Does the banking sector really need more regulation than it already has coming? A UK IT trade body is proposing ‘enforceable infrastructure standards’ after an IT disruption in one of the country’s premier banking institutions financially excluded many customers for almost a week.
The process of regulatory introspection unleashed by the 2008 meltdown holds enough promise to have an ‘enforceable’ impact on banking IT infrastructure. The impending regulatory regime will be nothing but demanding and in that context the point can be made that existing banking infrastructure probably will not cope.
The average banking system today is a multi-layered composite of different eras – silos from product-centric days, medleys created by the M&As and the discrete bolt-ons of periodic modernization. Consolidating data from this archipelago of systems, processes and applications and presenting it in the unified, real-time format required by current regulations can have an adverse impact on the time and cost of compliance.
Note that a unified, real-time view is not merely an imperative for compliance. It is also a fundamental prerequisite for the customer-centric 360 degree model that almost every bank is attempting to build.
But creating a truly integrated enterprise architecture out of the existing patchwork of systems is a herculean task rife with operational hazards. Banks need a model that combines the truly transformative potential of rip & replace strategies with the peace of mind of phased rollouts.
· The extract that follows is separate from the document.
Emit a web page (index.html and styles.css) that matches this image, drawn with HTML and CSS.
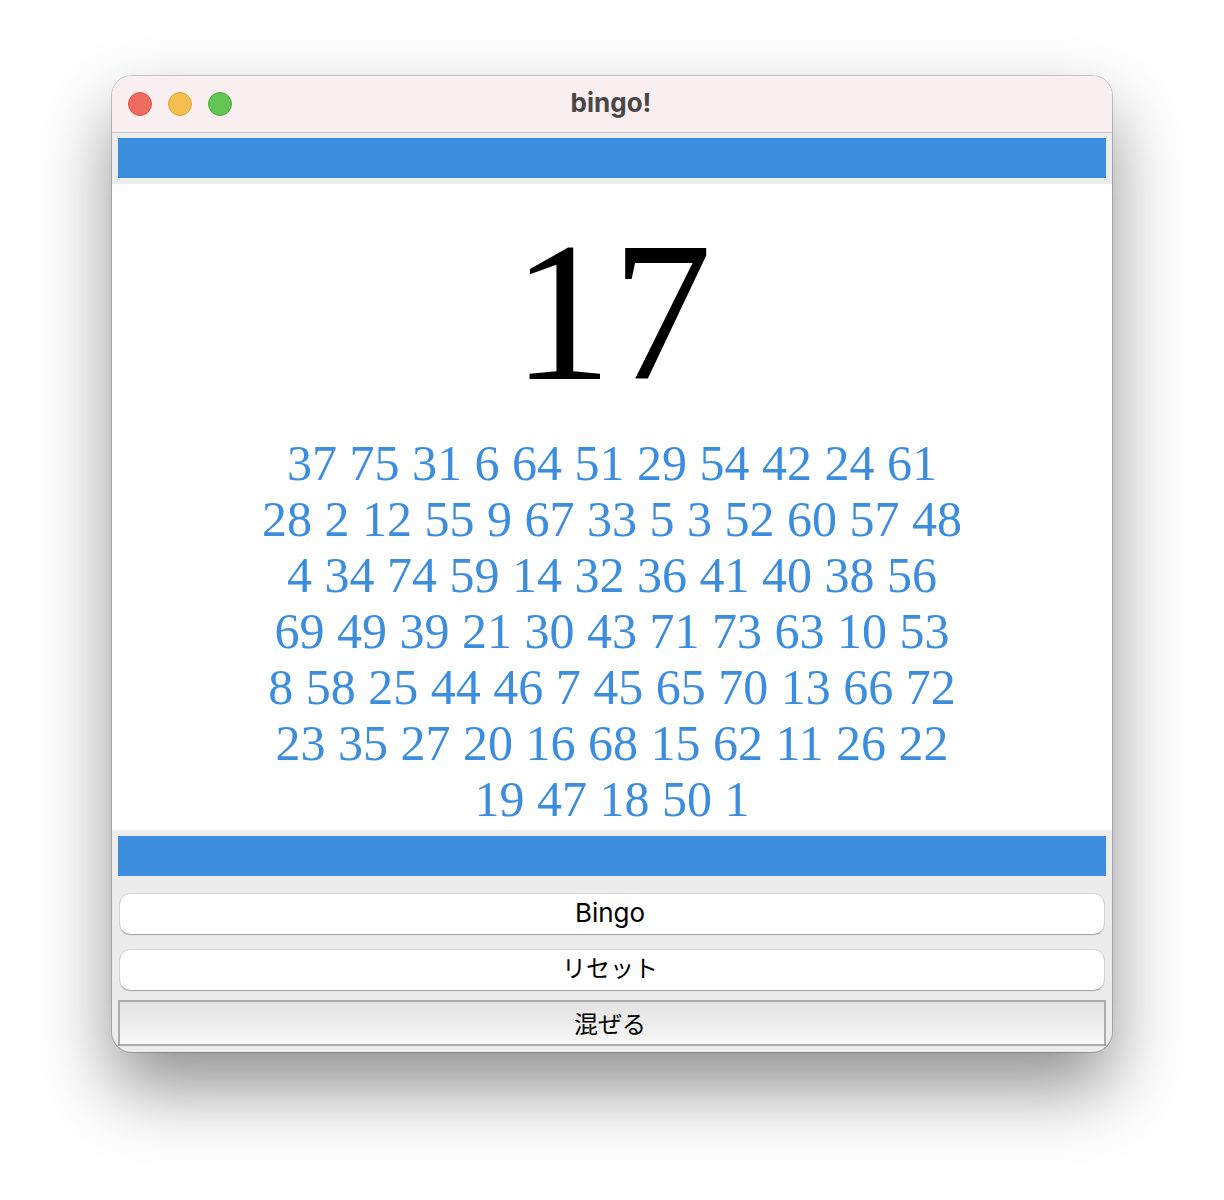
FILE: index.html
```html
<!DOCTYPE html>
<html lang="ja">
<head>
<meta charset="utf-8">
<meta name="viewport" content="width=device-width, initial-scale=1">
<title>bingo!</title>
<link rel="stylesheet" href="styles.css">
</head>
<body>
<main class="window">
  <header class="titlebar">
    <div class="lights">
      <button class="light close" type="button" aria-label="Close"></button>
      <button class="light minimize" type="button" aria-label="Minimize"></button>
      <button class="light zoom" type="button" aria-label="Zoom"></button>
    </div>
    <h1 class="title">bingo!</h1>
  </header>
  <div class="band"></div>
  <section class="board">
    <p class="current">17</p>
    <p class="history">37 75 31 6 64 51 29 54 42 24 61<br>28 2 12 55 9 67 33 5 3 52 60 57 48<br>4 34 74 59 14 32 36 41 40 38 56<br>69 49 39 21 30 43 71 73 63 10 53<br>8 58 25 44 46 7 45 65 70 13 66 72<br>23 35 27 20 16 68 15 62 11 26 22<br>19 47 18 50 1</p>
  </section>
  <div class="band"></div>
  <div class="actions">
    <button class="button rounded latin" type="button">Bingo</button>
    <button class="button rounded" type="button">リセット</button>
    <button class="button square" type="button">混ぜる</button>
  </div>
</main>
</body>
</html>
```
FILE: styles.css
```css
* {
  box-sizing: border-box;
}

body {
  margin: 0;
  padding: 76px 112px 148px;
  background: #fff;
  font-family: "Inter", "Noto Sans CJK JP", sans-serif;
}

.window {
  overflow: hidden;
  border-radius: 20px;
  background: #ececec;
  box-shadow: 0 0 0 1px rgba(0, 0, 0, 0.2), 0 36px 72px rgba(0, 0, 0, 0.44);
}

.titlebar {
  display: grid;
  grid-template-columns: 1fr auto 1fr;
  align-items: center;
  height: 57px;
  padding: 0 16px;
  border-bottom: 1px solid #c6c2c3;
  background: #f9eff0;
  box-shadow: inset 0 1px #fdf8f8;
}

.lights {
  display: flex;
  gap: 16px;
}

.light {
  width: 24px;
  height: 24px;
  padding: 0;
  border: 1px solid;
  border-radius: 50%;
}

.close {
  border-color: #d9544a;
  background: #ee6a5f;
}

.minimize {
  border-color: #d9a03d;
  background: #f5bf50;
}

.zoom {
  border-color: #4fa73e;
  background: #62c655;
}

.title {
  margin: 0;
  padding: 0 2px 2px 0;
  color: #4a4647;
  font-size: 26px;
  font-weight: 700;
  line-height: 32px;
}

.band {
  height: 51px;
  border: solid #ececec;
  border-width: 5px 6px 6px;
  background: #3c8dde;
}

.board {
  padding: 12px 0 3px;
  background: #fff;
  font-family: "Liberation Serif", "Times New Roman", serif;
  text-align: center;
}

.current,
.history {
  margin: 0;
}

.current {
  margin-bottom: 7px;
  color: #000;
  font-size: 200px;
  line-height: 232px;
}

.history {
  color: #3c8dde;
  font-size: 50px;
  line-height: 56px;
}

.board + .band {
  height: 52px;
  border-top-width: 6px;
}

.actions {
  display: flex;
  flex-direction: column;
  padding: 12px 6px 6px;
}

.button {
  color: #000;
  font-family: inherit;
  font-size: 24px;
  line-height: 36px;
}

.rounded {
  height: 40px;
  margin: 0 2px 16px;
  padding: 0 4px 2px 0;
  border: 0;
  border-radius: 10px;
  background: #fff;
  box-shadow: 0 0 0 1px rgba(0, 0, 0, 0.08), 0 1px 1px rgba(0, 0, 0, 0.28);
}

.latin {
  font-size: 26px;
}

.square {
  height: 46px;
  margin-top: -6px;
  padding: 4px 4px 0 0;
  border: 2px solid #acacac;
  background: linear-gradient(#e2e2e2, #f7f7f7);
}
```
The emergence of componentization as a motif in the banking solutions ecosystem might provide banks with the golden mean. The componentized approach allows banks to modernize in phases, and do so at a granular level. It also enables the replacement of traditional silos with enterprise-level components that integrate systems, processes and data across LoBs and functions to create a unified view of the business. Banks can also design their component deployment strategies around their immediate business objectives, like the need to capitalize on emerging opportunities in specific customer, product or service segments. Most importantly, componentization minimizes disruption.
As long time perceptive users of technology, banks do not need a set of enforceable technology standards to ensure their IT systems are up to potential. What they need is a transformative model that delivers to pragmatic requirements of time, capital and continuity. Componentization has the versatility to tick all those boxes.